ABC-IGNACIO CAMACHO
En la política pop sólo cuentan los significantes publicitarios. Postureo, «swing» electoral y vámonos que nos vamos
«Ni vivimos del pasado ni damos cuerda al recuerdo» (Gabriel Celaya)
AQUELLOS versos de Celaya los cantaba Paco Ibáñez mucho antes de formar parte de la comitiva del Falcon, cuando enfrentarse a Franco entrañaba bastante más peligro que el intento de desenterrarlo. Era un tiempo en que la libertad pasaba por librarse del lastre del pasado. Eso fue lo que consiguió la Transición con su ahora denostado pacto, que el adanismo refundador de la nueva progresía considera un fracaso. Inmersa en la clásica melancolía de lo no vivido, la izquierda actual se reivindica a sí misma en la idealización del legado republicano, ignorando las páginas doloridas de aquel Azaña desolado a cuya tumba peregrina Sánchez para hacerse selfies de turismo funerario. El mismo Sánchez, por cierto, que creía que don Antonio Machado era soriano; lo que se habrá reído Alfonso Guerra, el antiguo librero machadiano, el viejo director de teatro, ante la trivialidad wikipédica de ese posado. Él sabía que las imposturas intelectuales sólo resultan creíbles con lecturas de primera mano. El drama y la farsa, lo solemne y lo estrafalario, las voces y los ecos, la autenticidad y el engaño separados por la fina línea del recato.

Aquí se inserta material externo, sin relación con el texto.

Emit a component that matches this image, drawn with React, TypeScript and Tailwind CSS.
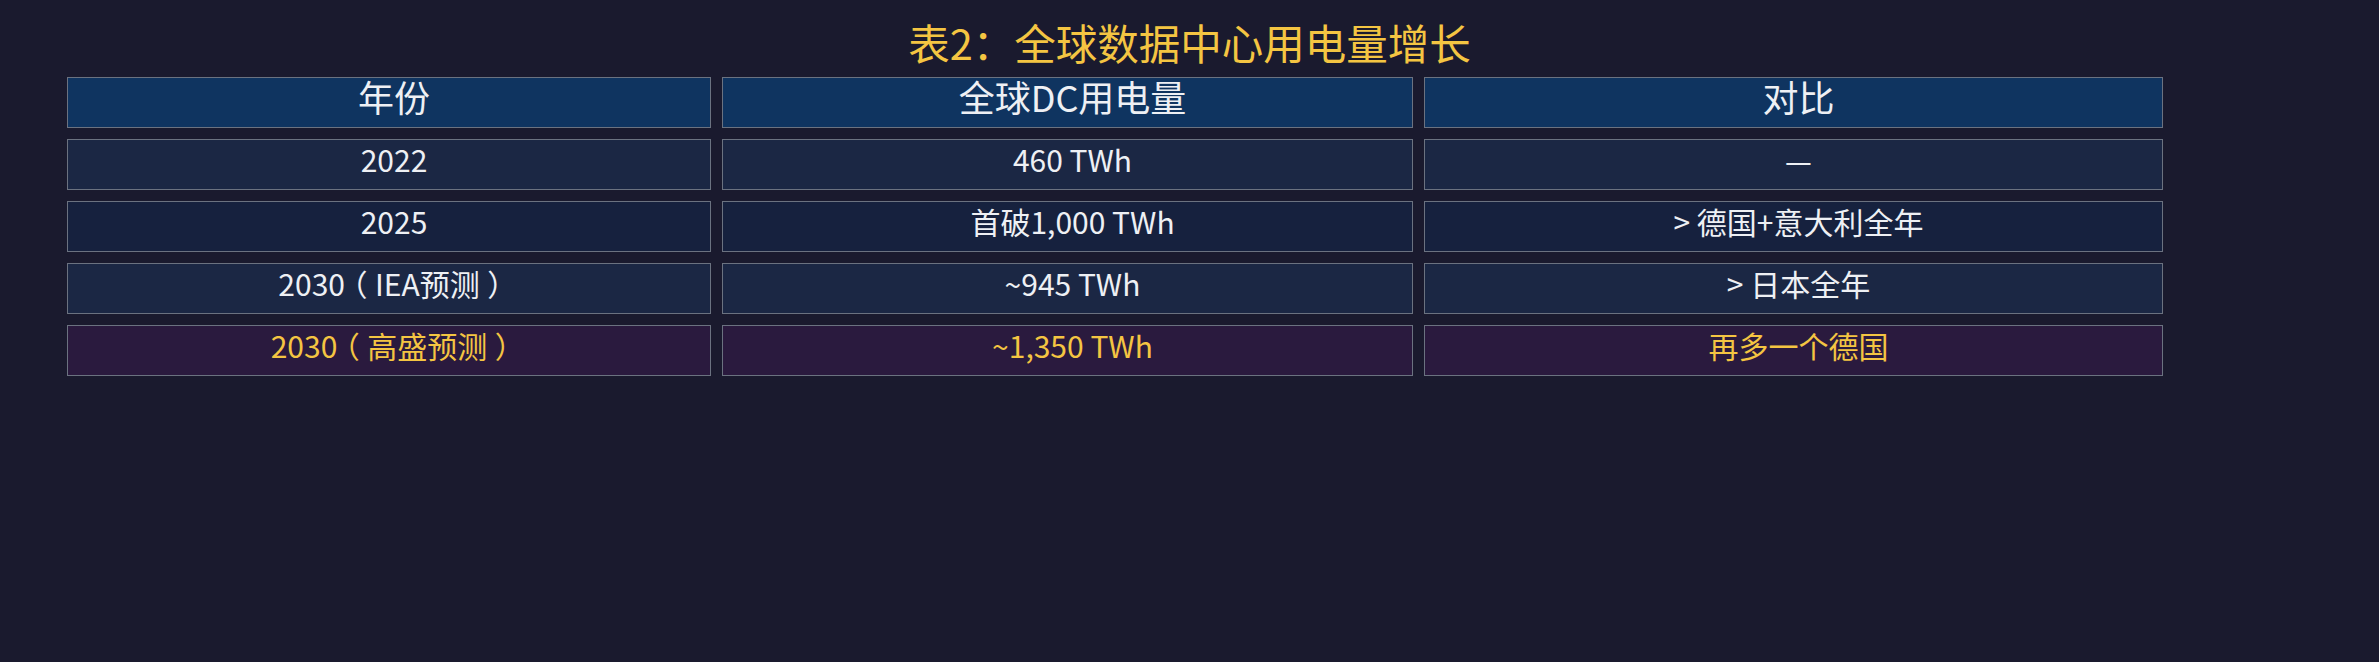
import React from "react";

type Row = { cells: string[]; variant: "a" | "b" | "hi" };

const rows: Row[] = [
  { cells: ["2022", "460 TWh", "—"], variant: "a" },
  { cells: ["2025", "首破1,000 TWh", "> 德国+意大利全年"], variant: "b" },
  { cells: ["2030（IEA预测）", "~945 TWh", "> 日本全年"], variant: "a" },
  { cells: ["2030（高盛预测）", "~1,350 TWh", "再多一个德国"], variant: "hi" },
];

function Txt({ s }: { s: string }) {
  const parts = s.split(/([（）])/).filter((p) => p !== "");
  return (
    <>
      {parts.map((p, i) =>
        p === "（" || p === "）" ? (
          <span key={i} className="px-[0.25em] [font-feature-settings:'halt']">
            {p}
          </span>
        ) : (
          <React.Fragment key={i}>{p}</React.Fragment>
        )
      )}
    </>
  );
}

export default function App() {
  return (
    <div
      className="w-[2379px] h-[662px] bg-[#1a1a2e] overflow-hidden"
      style={{ fontFamily: '"Noto Sans CJK SC", "Noto Sans", sans-serif' }}
    >
      <h1 className="pt-[22px] text-center text-[41.5px] leading-none font-normal text-[#f4c542]">
        表2：全球数据中心用电量增长
      </h1>
      <div className="ml-[67px] mt-[13.5px] grid grid-cols-[644px_691px_739px] gap-[11px]">
        {["年份", "全球DC用电量", "对比"].map((h) => (
          <div
            key={h}
            className="h-[51px] border border-[#6b7280] bg-[#0f3460] pl-[10px] text-center text-[36px] leading-none text-[#eef0f4]"
          >
            {h}
          </div>
        ))}
        {rows.map((r, i) =>
          r.cells.map((c, j) => (
            <div
              key={`${i}-${j}`}
              className={
                "h-[51px] border border-[#6b7280] pl-[10px] pt-[4px] text-center text-[30px] leading-none " +
                (r.variant === "a"
                  ? "bg-[#1b2744] text-[#eef0f4]"
                  : r.variant === "b"
                  ? "bg-[#16213e] text-[#eef0f4]"
                  : "bg-[#2a1a3e] text-[#f4c542]")
              }
            >
              <Txt s={c} />
            </div>
          ))
        )}
      </div>
    </div>
  );
}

Pero en la política pop sólo cuentan los significantes publicitarios. Las ideas se han reducido a eslóganes de red social y los símbolos a meros gestos de reclamo. Por eso da lo mismo una cita equivocada –Hemingway por Einstein, fray Luis por San Juan de la Cruz– o un dato falso; no importa el contenido sino el impacto. Esa política de la banalidad, nutrida de imágenes y de frases de argumentario, trata a los votantes como espectadores y a los candidatos como estrellas de un espectáculo. El viaje presidencial a Colliure y Montauban tiene el mismo significado –es decir, ninguno– que su frívolo baile al compás de «Bella ciao». Para un público que ha sustituido los libros por las teleseries, esa melodía no es un canto partisano sino la sintonía de un popular melodrama de atraco. Así se construyen en la posmodernidad los perfiles de liderazgo. Retóricas huecas, sonsonetes gratos, trampantojos culturales, fotos para un álbum, carcasas vacías de ideología, consignas de saldo, musiquillas familiares con las que menear el esqueleto sobre un escenario. Postureo, swing electoral y vámonos que nos vamos: un día a un concierto de The Killers y otro a una performance sobre la tragedia de los exiliados.
A veces, no obstante, en la apoteosis del simulacro se cruza, casi siempre de modo involuntario, algún guiño imprevisto que el subconsciente o la ignorancia histórica esconden en un mensaje cifrado. Por ejemplo, que la profunda decepción de Azaña con la rebelión de Companys no le impidió amnistiarlo, bajo su presidencia, de una condena de treinta años. Eso sí, sus libros los escribió él, en un castellano limpio, brillante, rico y claro.